### [Instructions to follow]
Copy each line that holds "this".
▬▬▬▬▬▬▬▬▬▬
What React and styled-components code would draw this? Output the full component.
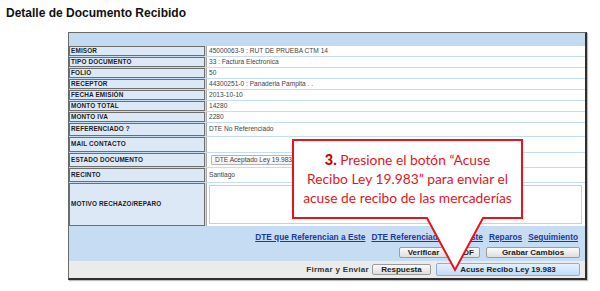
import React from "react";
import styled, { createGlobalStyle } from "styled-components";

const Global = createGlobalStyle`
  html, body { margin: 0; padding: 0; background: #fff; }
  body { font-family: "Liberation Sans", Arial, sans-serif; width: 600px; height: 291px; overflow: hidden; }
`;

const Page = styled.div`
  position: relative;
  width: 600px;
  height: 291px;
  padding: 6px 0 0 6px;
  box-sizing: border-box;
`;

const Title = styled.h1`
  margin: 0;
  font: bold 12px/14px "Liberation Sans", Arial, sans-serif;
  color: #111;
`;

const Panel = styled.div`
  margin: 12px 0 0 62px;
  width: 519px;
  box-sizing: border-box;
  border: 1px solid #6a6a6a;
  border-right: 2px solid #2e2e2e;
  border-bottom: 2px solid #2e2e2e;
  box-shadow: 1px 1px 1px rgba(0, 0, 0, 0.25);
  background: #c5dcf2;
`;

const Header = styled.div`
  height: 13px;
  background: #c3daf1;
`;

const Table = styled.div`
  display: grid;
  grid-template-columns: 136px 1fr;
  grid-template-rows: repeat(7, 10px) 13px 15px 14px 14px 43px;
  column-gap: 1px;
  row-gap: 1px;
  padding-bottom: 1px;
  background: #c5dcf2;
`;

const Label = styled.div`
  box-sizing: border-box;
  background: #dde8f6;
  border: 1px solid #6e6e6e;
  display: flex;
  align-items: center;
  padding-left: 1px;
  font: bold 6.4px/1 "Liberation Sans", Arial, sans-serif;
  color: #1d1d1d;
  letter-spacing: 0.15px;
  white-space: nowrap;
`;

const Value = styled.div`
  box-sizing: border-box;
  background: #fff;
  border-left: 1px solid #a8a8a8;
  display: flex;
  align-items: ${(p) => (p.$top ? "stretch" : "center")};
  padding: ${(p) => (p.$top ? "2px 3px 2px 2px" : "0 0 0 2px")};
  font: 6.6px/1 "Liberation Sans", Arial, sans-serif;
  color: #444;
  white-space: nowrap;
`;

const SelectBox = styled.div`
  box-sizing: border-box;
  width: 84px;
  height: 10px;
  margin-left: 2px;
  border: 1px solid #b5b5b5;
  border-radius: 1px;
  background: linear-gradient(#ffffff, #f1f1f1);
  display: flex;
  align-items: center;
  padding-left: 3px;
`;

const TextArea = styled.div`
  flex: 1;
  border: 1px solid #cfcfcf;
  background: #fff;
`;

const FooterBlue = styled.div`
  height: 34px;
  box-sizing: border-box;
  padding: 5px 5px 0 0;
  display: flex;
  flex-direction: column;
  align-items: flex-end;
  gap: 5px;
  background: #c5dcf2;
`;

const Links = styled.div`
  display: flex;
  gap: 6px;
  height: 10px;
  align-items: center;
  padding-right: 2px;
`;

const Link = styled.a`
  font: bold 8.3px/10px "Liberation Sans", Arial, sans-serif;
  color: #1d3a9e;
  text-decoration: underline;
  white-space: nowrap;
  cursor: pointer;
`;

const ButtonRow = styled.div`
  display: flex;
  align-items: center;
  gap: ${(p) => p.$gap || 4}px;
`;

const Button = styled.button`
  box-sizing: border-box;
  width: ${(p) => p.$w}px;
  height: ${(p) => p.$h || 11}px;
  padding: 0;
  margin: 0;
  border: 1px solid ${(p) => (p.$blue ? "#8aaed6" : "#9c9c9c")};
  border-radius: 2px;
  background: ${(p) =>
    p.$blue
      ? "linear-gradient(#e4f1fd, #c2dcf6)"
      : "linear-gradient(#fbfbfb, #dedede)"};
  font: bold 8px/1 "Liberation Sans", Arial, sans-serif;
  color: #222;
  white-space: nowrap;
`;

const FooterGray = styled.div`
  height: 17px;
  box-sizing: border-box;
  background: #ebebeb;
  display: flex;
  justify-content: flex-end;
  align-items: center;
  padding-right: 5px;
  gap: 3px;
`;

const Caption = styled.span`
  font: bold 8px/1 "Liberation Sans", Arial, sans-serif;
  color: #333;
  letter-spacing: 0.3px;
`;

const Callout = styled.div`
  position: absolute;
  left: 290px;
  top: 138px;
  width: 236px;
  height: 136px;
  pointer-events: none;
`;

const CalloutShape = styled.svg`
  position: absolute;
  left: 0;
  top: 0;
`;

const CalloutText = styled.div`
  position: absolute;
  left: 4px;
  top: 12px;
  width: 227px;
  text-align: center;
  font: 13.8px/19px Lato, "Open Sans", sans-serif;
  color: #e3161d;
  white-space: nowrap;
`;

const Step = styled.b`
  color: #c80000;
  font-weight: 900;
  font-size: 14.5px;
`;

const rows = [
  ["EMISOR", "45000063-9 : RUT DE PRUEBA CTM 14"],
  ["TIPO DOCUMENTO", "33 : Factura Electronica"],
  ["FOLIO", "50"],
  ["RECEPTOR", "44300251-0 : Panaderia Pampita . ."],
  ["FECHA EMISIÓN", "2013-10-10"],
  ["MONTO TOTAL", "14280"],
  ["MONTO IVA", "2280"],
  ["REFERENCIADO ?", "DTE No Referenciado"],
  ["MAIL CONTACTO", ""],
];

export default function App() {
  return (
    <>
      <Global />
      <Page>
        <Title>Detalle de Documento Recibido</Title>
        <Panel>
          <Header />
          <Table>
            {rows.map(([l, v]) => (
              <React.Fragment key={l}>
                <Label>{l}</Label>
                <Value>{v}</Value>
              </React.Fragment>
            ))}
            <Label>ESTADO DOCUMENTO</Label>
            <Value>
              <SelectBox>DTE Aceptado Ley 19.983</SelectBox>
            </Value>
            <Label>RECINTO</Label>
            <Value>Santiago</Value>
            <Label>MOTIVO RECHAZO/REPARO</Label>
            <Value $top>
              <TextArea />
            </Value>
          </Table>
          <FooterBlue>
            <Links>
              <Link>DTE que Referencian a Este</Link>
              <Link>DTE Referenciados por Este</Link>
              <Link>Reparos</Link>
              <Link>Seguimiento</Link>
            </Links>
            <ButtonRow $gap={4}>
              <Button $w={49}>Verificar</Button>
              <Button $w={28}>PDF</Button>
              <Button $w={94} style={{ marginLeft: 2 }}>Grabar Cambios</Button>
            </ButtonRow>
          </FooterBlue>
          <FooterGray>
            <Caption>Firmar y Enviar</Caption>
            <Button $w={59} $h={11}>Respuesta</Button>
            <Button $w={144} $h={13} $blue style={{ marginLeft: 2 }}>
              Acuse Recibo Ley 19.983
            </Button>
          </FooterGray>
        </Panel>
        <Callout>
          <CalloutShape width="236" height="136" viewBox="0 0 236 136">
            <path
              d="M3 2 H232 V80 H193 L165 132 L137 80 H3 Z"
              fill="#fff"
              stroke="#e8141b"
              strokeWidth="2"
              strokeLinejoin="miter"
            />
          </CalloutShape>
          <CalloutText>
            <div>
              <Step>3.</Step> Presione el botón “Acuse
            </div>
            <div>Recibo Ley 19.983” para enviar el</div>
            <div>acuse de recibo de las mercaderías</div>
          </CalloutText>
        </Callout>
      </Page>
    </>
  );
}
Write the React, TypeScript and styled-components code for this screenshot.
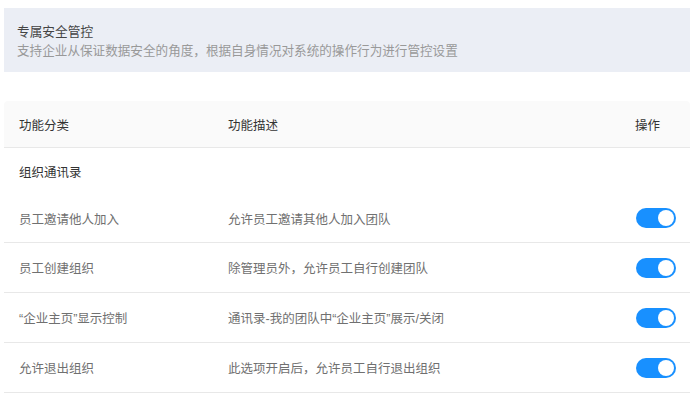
▬▬▬▬▬▬▬▬▬▬
### [Task answer]
What React and styled-components code would draw this? Output the full component.
Write the React, TypeScript and styled-components code for this screenshot.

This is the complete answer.